_Work to do_
Give the listing again character for character, but drop the images.
══ Available data
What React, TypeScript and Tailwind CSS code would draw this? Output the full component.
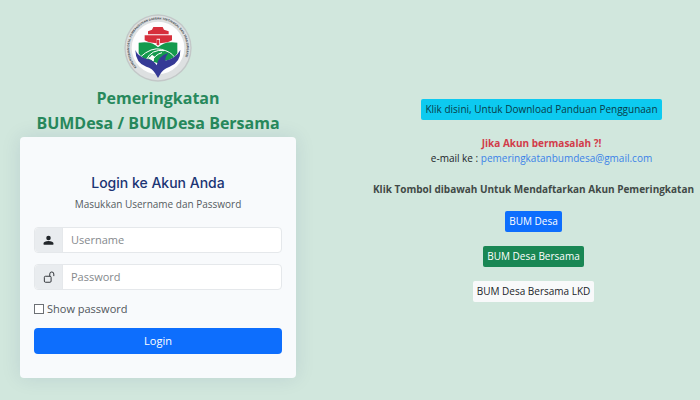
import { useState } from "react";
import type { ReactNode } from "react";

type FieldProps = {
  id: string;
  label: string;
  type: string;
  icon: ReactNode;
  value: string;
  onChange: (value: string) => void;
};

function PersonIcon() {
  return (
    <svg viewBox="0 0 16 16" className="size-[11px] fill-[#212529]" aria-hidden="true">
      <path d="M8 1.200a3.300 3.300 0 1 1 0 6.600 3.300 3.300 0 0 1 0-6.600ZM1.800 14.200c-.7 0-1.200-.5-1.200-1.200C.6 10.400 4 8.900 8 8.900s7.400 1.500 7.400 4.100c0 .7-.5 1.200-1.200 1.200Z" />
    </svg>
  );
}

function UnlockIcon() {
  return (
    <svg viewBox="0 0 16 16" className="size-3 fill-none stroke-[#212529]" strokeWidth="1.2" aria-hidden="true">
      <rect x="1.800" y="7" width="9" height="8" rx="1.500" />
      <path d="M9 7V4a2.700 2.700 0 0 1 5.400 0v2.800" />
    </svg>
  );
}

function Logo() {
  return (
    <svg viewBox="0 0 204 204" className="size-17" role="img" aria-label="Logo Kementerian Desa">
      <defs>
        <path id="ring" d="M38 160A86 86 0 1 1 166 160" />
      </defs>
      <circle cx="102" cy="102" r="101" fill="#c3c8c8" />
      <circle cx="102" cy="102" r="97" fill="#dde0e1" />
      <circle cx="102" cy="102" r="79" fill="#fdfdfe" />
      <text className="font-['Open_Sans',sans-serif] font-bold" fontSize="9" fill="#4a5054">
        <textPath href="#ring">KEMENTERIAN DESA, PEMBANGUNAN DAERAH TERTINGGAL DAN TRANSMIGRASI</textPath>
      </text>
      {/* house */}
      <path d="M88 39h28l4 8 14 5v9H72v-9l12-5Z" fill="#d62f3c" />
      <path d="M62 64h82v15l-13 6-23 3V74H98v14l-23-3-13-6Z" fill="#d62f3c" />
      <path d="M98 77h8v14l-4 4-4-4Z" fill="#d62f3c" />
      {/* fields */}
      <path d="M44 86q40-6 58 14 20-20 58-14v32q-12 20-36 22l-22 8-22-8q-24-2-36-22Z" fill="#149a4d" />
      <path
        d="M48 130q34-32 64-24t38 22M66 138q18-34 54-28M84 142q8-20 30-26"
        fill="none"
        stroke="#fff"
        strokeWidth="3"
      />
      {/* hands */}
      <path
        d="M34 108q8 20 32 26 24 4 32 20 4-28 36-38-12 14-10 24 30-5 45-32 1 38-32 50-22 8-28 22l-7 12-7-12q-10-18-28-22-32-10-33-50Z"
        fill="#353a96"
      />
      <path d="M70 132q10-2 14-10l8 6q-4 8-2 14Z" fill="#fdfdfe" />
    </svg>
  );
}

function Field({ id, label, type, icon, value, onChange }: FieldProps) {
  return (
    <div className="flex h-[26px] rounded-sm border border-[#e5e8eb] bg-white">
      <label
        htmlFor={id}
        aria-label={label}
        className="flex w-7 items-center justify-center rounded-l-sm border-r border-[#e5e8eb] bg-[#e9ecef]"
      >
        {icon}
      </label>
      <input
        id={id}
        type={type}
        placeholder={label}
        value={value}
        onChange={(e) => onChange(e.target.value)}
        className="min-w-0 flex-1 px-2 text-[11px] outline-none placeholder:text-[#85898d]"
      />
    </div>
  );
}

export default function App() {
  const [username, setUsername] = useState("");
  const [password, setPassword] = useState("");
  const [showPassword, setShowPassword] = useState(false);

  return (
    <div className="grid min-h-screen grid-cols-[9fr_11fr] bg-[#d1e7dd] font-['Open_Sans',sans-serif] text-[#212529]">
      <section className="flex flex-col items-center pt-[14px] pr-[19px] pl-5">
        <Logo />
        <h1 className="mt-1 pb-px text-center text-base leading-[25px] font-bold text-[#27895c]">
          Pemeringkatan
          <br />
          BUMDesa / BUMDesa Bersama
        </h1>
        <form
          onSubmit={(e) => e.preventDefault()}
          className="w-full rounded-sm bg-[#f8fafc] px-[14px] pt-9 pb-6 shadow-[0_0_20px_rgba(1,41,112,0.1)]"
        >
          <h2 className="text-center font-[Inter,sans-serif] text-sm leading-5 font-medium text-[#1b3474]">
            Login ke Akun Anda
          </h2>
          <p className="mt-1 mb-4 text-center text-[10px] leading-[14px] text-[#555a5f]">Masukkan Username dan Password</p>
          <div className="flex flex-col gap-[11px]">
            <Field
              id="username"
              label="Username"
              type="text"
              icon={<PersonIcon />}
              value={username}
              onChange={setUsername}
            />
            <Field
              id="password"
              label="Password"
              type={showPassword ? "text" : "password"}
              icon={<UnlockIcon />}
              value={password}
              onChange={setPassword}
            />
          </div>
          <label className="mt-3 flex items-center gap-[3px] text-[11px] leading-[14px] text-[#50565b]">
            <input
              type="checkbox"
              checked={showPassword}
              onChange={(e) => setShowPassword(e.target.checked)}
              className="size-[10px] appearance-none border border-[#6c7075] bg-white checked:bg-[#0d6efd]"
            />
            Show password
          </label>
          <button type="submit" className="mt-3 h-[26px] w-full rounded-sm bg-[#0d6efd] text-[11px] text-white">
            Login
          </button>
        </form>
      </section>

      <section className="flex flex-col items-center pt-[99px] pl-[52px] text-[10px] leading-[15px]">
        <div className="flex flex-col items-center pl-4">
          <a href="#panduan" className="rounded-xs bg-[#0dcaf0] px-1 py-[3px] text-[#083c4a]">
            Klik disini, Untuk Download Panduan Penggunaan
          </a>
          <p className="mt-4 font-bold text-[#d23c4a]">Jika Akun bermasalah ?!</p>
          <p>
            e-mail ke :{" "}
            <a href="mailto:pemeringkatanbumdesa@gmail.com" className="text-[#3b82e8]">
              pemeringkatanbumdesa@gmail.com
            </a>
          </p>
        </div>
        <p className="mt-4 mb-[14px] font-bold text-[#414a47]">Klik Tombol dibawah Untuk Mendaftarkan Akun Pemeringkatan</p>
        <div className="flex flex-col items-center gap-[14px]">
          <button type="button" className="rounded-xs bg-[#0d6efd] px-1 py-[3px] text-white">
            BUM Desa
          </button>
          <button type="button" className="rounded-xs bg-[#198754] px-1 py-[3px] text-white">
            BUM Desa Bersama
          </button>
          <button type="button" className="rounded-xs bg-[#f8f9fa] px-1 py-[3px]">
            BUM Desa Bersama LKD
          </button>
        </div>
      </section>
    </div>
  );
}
════
_Solution_
What React, TypeScript and Tailwind CSS code would draw this? Output the full component.
import { useState } from "react";
import type { ReactNode } from "react";

type FieldProps = {
  id: string;
  label: string;
  type: string;
  icon: ReactNode;
  value: string;
  onChange: (value: string) => void;
};

function PersonIcon() {
  return (
    <svg viewBox="0 0 16 16" className="size-[11px] fill-[#212529]" aria-hidden="true">
      <path d="M8 1.200a3.300 3.300 0 1 1 0 6.600 3.300 3.300 0 0 1 0-6.600ZM1.800 14.200c-.7 0-1.200-.5-1.200-1.200C.6 10.400 4 8.900 8 8.900s7.400 1.500 7.400 4.100c0 .7-.5 1.200-1.200 1.200Z" />
    </svg>
  );
}

function UnlockIcon() {
  return (
    <svg viewBox="0 0 16 16" className="size-3 fill-none stroke-[#212529]" strokeWidth="1.2" aria-hidden="true">
      <rect x="1.800" y="7" width="9" height="8" rx="1.500" />
      <path d="M9 7V4a2.700 2.700 0 0 1 5.400 0v2.800" />
    </svg>
  );
}

function Logo() {
  return (
    <svg viewBox="0 0 204 204" className="size-17" role="img" aria-label="Logo Kementerian Desa">
      <defs>
        <path id="ring" d="M38 160A86 86 0 1 1 166 160" />
      </defs>
      <circle cx="102" cy="102" r="101" fill="#c3c8c8" />
      <circle cx="102" cy="102" r="97" fill="#dde0e1" />
      <circle cx="102" cy="102" r="79" fill="#fdfdfe" />
      <text className="font-['Open_Sans',sans-serif] font-bold" fontSize="9" fill="#4a5054">
        <textPath href="#ring">KEMENTERIAN DESA, PEMBANGUNAN DAERAH TERTINGGAL DAN TRANSMIGRASI</textPath>
      </text>
      {/* house */}
      <path d="M88 39h28l4 8 14 5v9H72v-9l12-5Z" fill="#d62f3c" />
      <path d="M62 64h82v15l-13 6-23 3V74H98v14l-23-3-13-6Z" fill="#d62f3c" />
      <path d="M98 77h8v14l-4 4-4-4Z" fill="#d62f3c" />
      {/* fields */}
      <path d="M44 86q40-6 58 14 20-20 58-14v32q-12 20-36 22l-22 8-22-8q-24-2-36-22Z" fill="#149a4d" />
      <path
        d="M48 130q34-32 64-24t38 22M66 138q18-34 54-28M84 142q8-20 30-26"
        fill="none"
        stroke="#fff"
        strokeWidth="3"
      />
      {/* hands */}
      <path
        d="M34 108q8 20 32 26 24 4 32 20 4-28 36-38-12 14-10 24 30-5 45-32 1 38-32 50-22 8-28 22l-7 12-7-12q-10-18-28-22-32-10-33-50Z"
        fill="#353a96"
      />
      <path d="M70 132q10-2 14-10l8 6q-4 8-2 14Z" fill="#fdfdfe" />
    </svg>
  );
}

function Field({ id, label, type, icon, value, onChange }: FieldProps) {
  return (
    <div className="flex h-[26px] rounded-sm border border-[#e5e8eb] bg-white">
      <label
        htmlFor={id}
        aria-label={label}
        className="flex w-7 items-center justify-center rounded-l-sm border-r border-[#e5e8eb] bg-[#e9ecef]"
      >
        {icon}
      </label>
      <input
        id={id}
        type={type}
        placeholder={label}
        value={value}
        onChange={(e) => onChange(e.target.value)}
        className="min-w-0 flex-1 px-2 text-[11px] outline-none placeholder:text-[#85898d]"
      />
    </div>
  );
}

export default function App() {
  const [username, setUsername] = useState("");
  const [password, setPassword] = useState("");
  const [showPassword, setShowPassword] = useState(false);

  return (
    <div className="grid min-h-screen grid-cols-[9fr_11fr] bg-[#d1e7dd] font-['Open_Sans',sans-serif] text-[#212529]">
      <section className="flex flex-col items-center pt-[14px] pr-[19px] pl-5">
        <Logo />
        <h1 className="mt-1 pb-px text-center text-base leading-[25px] font-bold text-[#27895c]">
          Pemeringkatan
          <br />
          BUMDesa / BUMDesa Bersama
        </h1>
        <form
          onSubmit={(e) => e.preventDefault()}
          className="w-full rounded-sm bg-[#f8fafc] px-[14px] pt-9 pb-6 shadow-[0_0_20px_rgba(1,41,112,0.1)]"
        >
          <h2 className="text-center font-[Inter,sans-serif] text-sm leading-5 font-medium text-[#1b3474]">
            Login ke Akun Anda
          </h2>
          <p className="mt-1 mb-4 text-center text-[10px] leading-[14px] text-[#555a5f]">Masukkan Username dan Password</p>
          <div className="flex flex-col gap-[11px]">
            <Field
              id="username"
              label="Username"
              type="text"
              icon={<PersonIcon />}
              value={username}
              onChange={setUsername}
            />
            <Field
              id="password"
              label="Password"
              type={showPassword ? "text" : "password"}
              icon={<UnlockIcon />}
              value={password}
              onChange={setPassword}
            />
          </div>
          <label className="mt-3 flex items-center gap-[3px] text-[11px] leading-[14px] text-[#50565b]">
            <input
              type="checkbox"
              checked={showPassword}
              onChange={(e) => setShowPassword(e.target.checked)}
              className="size-[10px] appearance-none border border-[#6c7075] bg-white checked:bg-[#0d6efd]"
            />
            Show password
          </label>
          <button type="submit" className="mt-3 h-[26px] w-full rounded-sm bg-[#0d6efd] text-[11px] text-white">
            Login
          </button>
        </form>
      </section>

      <section className="flex flex-col items-center pt-[99px] pl-[52px] text-[10px] leading-[15px]">
        <div className="flex flex-col items-center pl-4">
          <a href="#panduan" className="rounded-xs bg-[#0dcaf0] px-1 py-[3px] text-[#083c4a]">
            Klik disini, Untuk Download Panduan Penggunaan
          </a>
          <p className="mt-4 font-bold text-[#d23c4a]">Jika Akun bermasalah ?!</p>
          <p>
            e-mail ke :{" "}
            <a href="mailto:pemeringkatanbumdesa@gmail.com" className="text-[#3b82e8]">
              pemeringkatanbumdesa@gmail.com
            </a>
          </p>
        </div>
        <p className="mt-4 mb-[14px] font-bold text-[#414a47]">Klik Tombol dibawah Untuk Mendaftarkan Akun Pemeringkatan</p>
        <div className="flex flex-col items-center gap-[14px]">
          <button type="button" className="rounded-xs bg-[#0d6efd] px-1 py-[3px] text-white">
            BUM Desa
          </button>
          <button type="button" className="rounded-xs bg-[#198754] px-1 py-[3px] text-white">
            BUM Desa Bersama
          </button>
          <button type="button" className="rounded-xs bg-[#f8f9fa] px-1 py-[3px]">
            BUM Desa Bersama LKD
          </button>
        </div>
      </section>
    </div>
  );
}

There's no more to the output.